**Data lines:**

>> start

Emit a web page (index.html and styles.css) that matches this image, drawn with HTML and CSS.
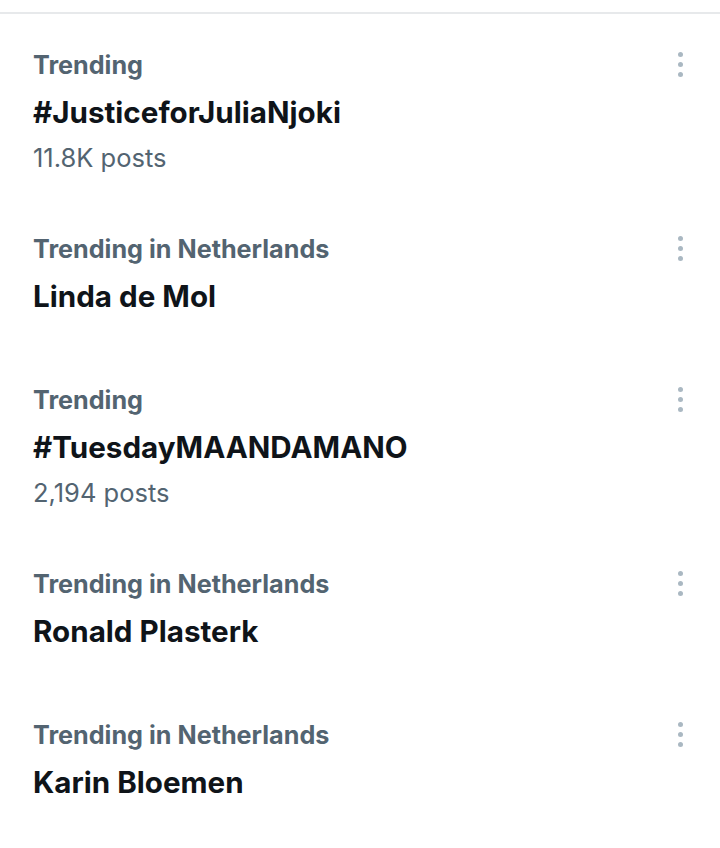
FILE: index.html
```html
<!DOCTYPE html>
<html>
<head>
<meta charset="utf-8">
<link rel="stylesheet" href="styles.css">
</head>
<body>
<div class="page">
  <div class="topline"></div>
  <ul class="list">
    <li class="item">
      <div class="text">
        <div class="meta">Trending</div>
        <div class="title">#JusticeforJuliaNjoki</div>
        <div class="count">11.8K posts</div>
      </div>
      <div class="more"><span></span><span></span><span></span></div>
    </li>
    <li class="item">
      <div class="text">
        <div class="meta">Trending in Netherlands</div>
        <div class="title">Linda de Mol</div>
      </div>
      <div class="more"><span></span><span></span><span></span></div>
    </li>
    <li class="item">
      <div class="text">
        <div class="meta">Trending</div>
        <div class="title">#TuesdayMAANDAMANO</div>
        <div class="count">2,194 posts</div>
      </div>
      <div class="more"><span></span><span></span><span></span></div>
    </li>
    <li class="item">
      <div class="text">
        <div class="meta">Trending in Netherlands</div>
        <div class="title">Ronald Plasterk</div>
      </div>
      <div class="more"><span></span><span></span><span></span></div>
    </li>
    <li class="item">
      <div class="text">
        <div class="meta">Trending in Netherlands</div>
        <div class="title">Karin Bloemen</div>
      </div>
      <div class="more"><span></span><span></span><span></span></div>
    </li>
  </ul>
</div>
</body>
</html>
```
FILE: styles.css
```css
* { box-sizing: border-box; }
html, body { margin: 0; padding: 0; background: #ffffff; }
body { font-family: Inter, Roboto, "Liberation Sans", sans-serif; }
.page { width: 720px; height: 848px; overflow: hidden; padding-top: 12px; }
.topline { height: 2px; background: #e7e9eb; }
.list { list-style: none; margin: 0; padding: 3px 0 0 0; }
.item { display: flex; justify-content: space-between; align-items: flex-start; padding: 30px 0 27px 33px; }
.text { display: flex; flex-direction: column; }
.meta { font-size: 25.2px; line-height: 36px; font-weight: 700; color: #536471; }
.title { font-size: 29.6px; line-height: 58px; font-weight: 700; color: #0f1419; }
.count { font-size: 25.5px; line-height: 33px; font-weight: 400; color: #536471; }
.more { width: 80px; display: flex; flex-direction: column; align-items: center; gap: 5px; padding-top: 5px; }
.more span { width: 5px; height: 5px; border-radius: 50%; background: #aab8c2; display: block; }
```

>> end

**Task description:** With the pictures left out, transcribe the material exactly.

**Solved problem:**
Emit a web page (index.html and styles.css) that matches this image, drawn with HTML and CSS.
FILE: index.html
```html
<!DOCTYPE html>
<html>
<head>
<meta charset="utf-8">
<link rel="stylesheet" href="styles.css">
</head>
<body>
<div class="page">
  <div class="topline"></div>
  <ul class="list">
    <li class="item">
      <div class="text">
        <div class="meta">Trending</div>
        <div class="title">#JusticeforJuliaNjoki</div>
        <div class="count">11.8K posts</div>
      </div>
      <div class="more"><span></span><span></span><span></span></div>
    </li>
    <li class="item">
      <div class="text">
        <div class="meta">Trending in Netherlands</div>
        <div class="title">Linda de Mol</div>
      </div>
      <div class="more"><span></span><span></span><span></span></div>
    </li>
    <li class="item">
      <div class="text">
        <div class="meta">Trending</div>
        <div class="title">#TuesdayMAANDAMANO</div>
        <div class="count">2,194 posts</div>
      </div>
      <div class="more"><span></span><span></span><span></span></div>
    </li>
    <li class="item">
      <div class="text">
        <div class="meta">Trending in Netherlands</div>
        <div class="title">Ronald Plasterk</div>
      </div>
      <div class="more"><span></span><span></span><span></span></div>
    </li>
    <li class="item">
      <div class="text">
        <div class="meta">Trending in Netherlands</div>
        <div class="title">Karin Bloemen</div>
      </div>
      <div class="more"><span></span><span></span><span></span></div>
    </li>
  </ul>
</div>
</body>
</html>
```
FILE: styles.css
```css
* { box-sizing: border-box; }
html, body { margin: 0; padding: 0; background: #ffffff; }
body { font-family: Inter, Roboto, "Liberation Sans", sans-serif; }
.page { width: 720px; height: 848px; overflow: hidden; padding-top: 12px; }
.topline { height: 2px; background: #e7e9eb; }
.list { list-style: none; margin: 0; padding: 3px 0 0 0; }
.item { display: flex; justify-content: space-between; align-items: flex-start; padding: 30px 0 27px 33px; }
.text { display: flex; flex-direction: column; }
.meta { font-size: 25.2px; line-height: 36px; font-weight: 700; color: #536471; }
.title { font-size: 29.6px; line-height: 58px; font-weight: 700; color: #0f1419; }
.count { font-size: 25.5px; line-height: 33px; font-weight: 400; color: #536471; }
.more { width: 80px; display: flex; flex-direction: column; align-items: center; gap: 5px; padding-top: 5px; }
.more span { width: 5px; height: 5px; border-radius: 50%; background: #aab8c2; display: block; }
```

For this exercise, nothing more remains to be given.